If you think about it, second point, the Council has developed over the years a wide range of tools to address Human Rights: in the mandate of the peacekeeping missions, in sanctioning individuals, in creating Special Representatives and setting up principles for the protection of children and women in armed conflicts or the protection of journalists, all issues where France has been at the forefront of international efforts; it is also true in the fight against impunity through its various forms.
So much progress over the last years –we have many tools – and at the same time we can and must do more. For instance, we must have more information at the Security Council on Human Rights situations from relevant UN actors but also civil society players, it is something that is very important to us. In this regard, we are very worried about the situation in Burundi with the latest information regarding this militia calling for rape and violence. This is a source of particular concern for us. In the same token, we also want to strengthen the relations between the Human Rights Council and the Security Council. We think we can and must do even better in this respect. I’m thinking of a better access to the Council from the Special inquiry committee on Syria, for example.
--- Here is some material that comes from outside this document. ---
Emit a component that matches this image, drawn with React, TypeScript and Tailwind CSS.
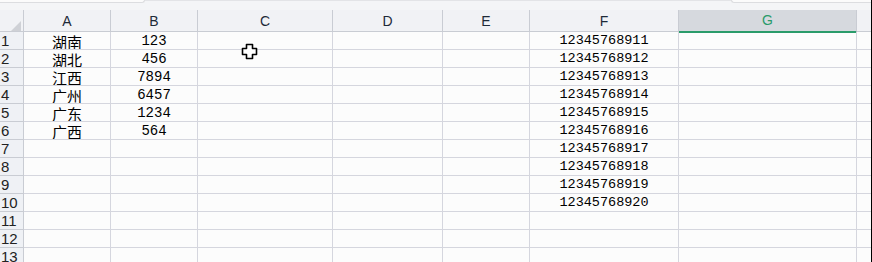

So this public debate is a welcomed and potentially important step forward. There is no doubt that protection of Human Rights is at the core of the responsibilities of the Security Council. We need to make sure that Human Rights are our compass at all time: in the prevention of the conflicts, during the conflicts and after. And that’s why I believe this debate is important.
Q: Ambassador, I would like to ask you about, specifically regarding this meeting, the crimes committed by non-state actors like ISIS and Al-Qaeda. And my second question is about your comments about the recent referendum in Turkey which was a major political shift in the Middle-Eastern country.
Impunity has no frontier. And when I say that I mean that the fight against impunity must encompass everybody: the States, of course, but also the non-state actors. It is something very important.
With respect to Turkey it is not up to me to comment. France’s and European authorities have already made some important comments in this respect and I won’t go any further on that.
Q : Ambassador, what about the DPRK failed missile attempt, is the Council going to react?
As far as we are concerned, we as France have already reacted after the launch of the missile. With respect to the Security Council we should consult with our friends and partners.
Q : Ambassador, some critics have asked: what’s the point of this meeting today, other than a headline in tomorrow’s newspapers? There’s no product, it’s putting the spotlight on Human Rights, the Council has a lot of discussions on Human Rights in specific circumstances, Nikki Haley said they won’t be naming names during this meeting, so some people have asked: what’s the point?
I think it is always useful confronted with such an important issue, to put things into perspective. We already have important tools to promote and protect Human Rights. We think there is more we can do. So as I told you we consider that this debate is a welcomed and potentially important step forward. It’s not the beginning of the process, it’s not the end of the road, but it’s a step forward. And it’s up to us, the members of the Security Council, to use this opportunity, not to fight against each other, but to try to find a demanding, common path to a better protection of Human Rights. That’s what I believe - and that’s what France believes, more importantly.